───── Supplied records ─────
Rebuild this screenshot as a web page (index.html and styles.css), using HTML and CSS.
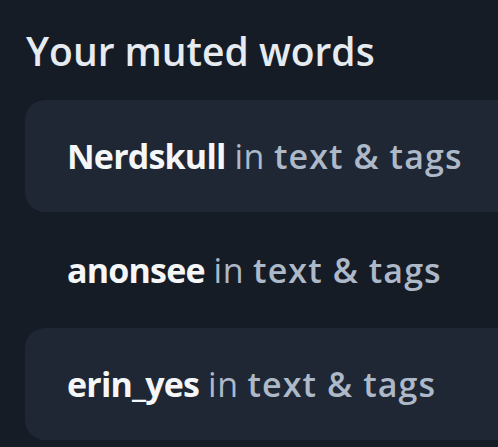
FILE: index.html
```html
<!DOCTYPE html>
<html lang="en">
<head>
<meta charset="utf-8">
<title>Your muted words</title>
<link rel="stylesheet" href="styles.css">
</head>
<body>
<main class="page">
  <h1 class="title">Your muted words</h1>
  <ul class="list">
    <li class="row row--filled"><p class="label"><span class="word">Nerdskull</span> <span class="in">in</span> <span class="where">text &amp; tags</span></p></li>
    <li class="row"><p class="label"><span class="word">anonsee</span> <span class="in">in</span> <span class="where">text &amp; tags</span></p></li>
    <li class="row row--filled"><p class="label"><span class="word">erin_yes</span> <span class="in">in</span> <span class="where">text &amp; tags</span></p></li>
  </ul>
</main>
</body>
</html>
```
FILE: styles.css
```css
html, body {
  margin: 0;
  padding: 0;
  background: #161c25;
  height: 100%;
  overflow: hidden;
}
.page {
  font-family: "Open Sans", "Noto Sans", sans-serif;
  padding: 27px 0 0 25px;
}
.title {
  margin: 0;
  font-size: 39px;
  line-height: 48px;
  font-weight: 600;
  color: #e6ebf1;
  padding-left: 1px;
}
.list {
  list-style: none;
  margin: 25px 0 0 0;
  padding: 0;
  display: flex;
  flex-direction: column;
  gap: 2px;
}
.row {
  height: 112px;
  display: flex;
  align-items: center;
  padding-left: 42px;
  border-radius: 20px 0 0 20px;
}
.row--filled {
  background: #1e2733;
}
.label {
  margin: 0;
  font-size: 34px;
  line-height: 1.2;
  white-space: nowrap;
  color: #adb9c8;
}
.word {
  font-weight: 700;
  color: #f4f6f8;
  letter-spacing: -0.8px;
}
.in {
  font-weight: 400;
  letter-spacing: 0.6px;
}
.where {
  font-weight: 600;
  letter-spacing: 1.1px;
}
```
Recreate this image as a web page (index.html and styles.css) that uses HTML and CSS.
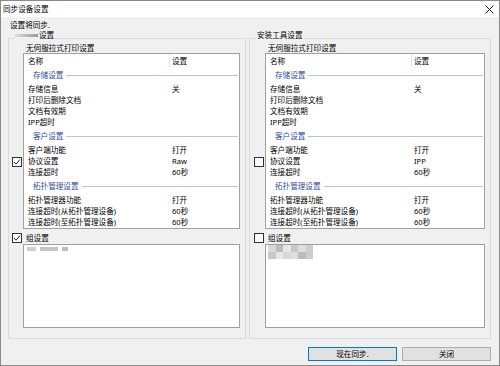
─────
Problem — Transcribe the listing above verbatim. Omit the pictures.

Finished task —
Rebuild this screenshot as a web page (index.html and styles.css), using HTML and CSS.
FILE: index.html
```html
<!DOCTYPE html>
<html lang="en">
<head>
<meta charset="utf-8">
<title>Your muted words</title>
<link rel="stylesheet" href="styles.css">
</head>
<body>
<main class="page">
  <h1 class="title">Your muted words</h1>
  <ul class="list">
    <li class="row row--filled"><p class="label"><span class="word">Nerdskull</span> <span class="in">in</span> <span class="where">text &amp; tags</span></p></li>
    <li class="row"><p class="label"><span class="word">anonsee</span> <span class="in">in</span> <span class="where">text &amp; tags</span></p></li>
    <li class="row row--filled"><p class="label"><span class="word">erin_yes</span> <span class="in">in</span> <span class="where">text &amp; tags</span></p></li>
  </ul>
</main>
</body>
</html>
```
FILE: styles.css
```css
html, body {
  margin: 0;
  padding: 0;
  background: #161c25;
  height: 100%;
  overflow: hidden;
}
.page {
  font-family: "Open Sans", "Noto Sans", sans-serif;
  padding: 27px 0 0 25px;
}
.title {
  margin: 0;
  font-size: 39px;
  line-height: 48px;
  font-weight: 600;
  color: #e6ebf1;
  padding-left: 1px;
}
.list {
  list-style: none;
  margin: 25px 0 0 0;
  padding: 0;
  display: flex;
  flex-direction: column;
  gap: 2px;
}
.row {
  height: 112px;
  display: flex;
  align-items: center;
  padding-left: 42px;
  border-radius: 20px 0 0 20px;
}
.row--filled {
  background: #1e2733;
}
.label {
  margin: 0;
  font-size: 34px;
  line-height: 1.2;
  white-space: nowrap;
  color: #adb9c8;
}
.word {
  font-weight: 700;
  color: #f4f6f8;
  letter-spacing: -0.8px;
}
.in {
  font-weight: 400;
  letter-spacing: 0.6px;
}
.where {
  font-weight: 600;
  letter-spacing: 1.1px;
}
```
Recreate this image as a web page (index.html and styles.css) that uses HTML and CSS.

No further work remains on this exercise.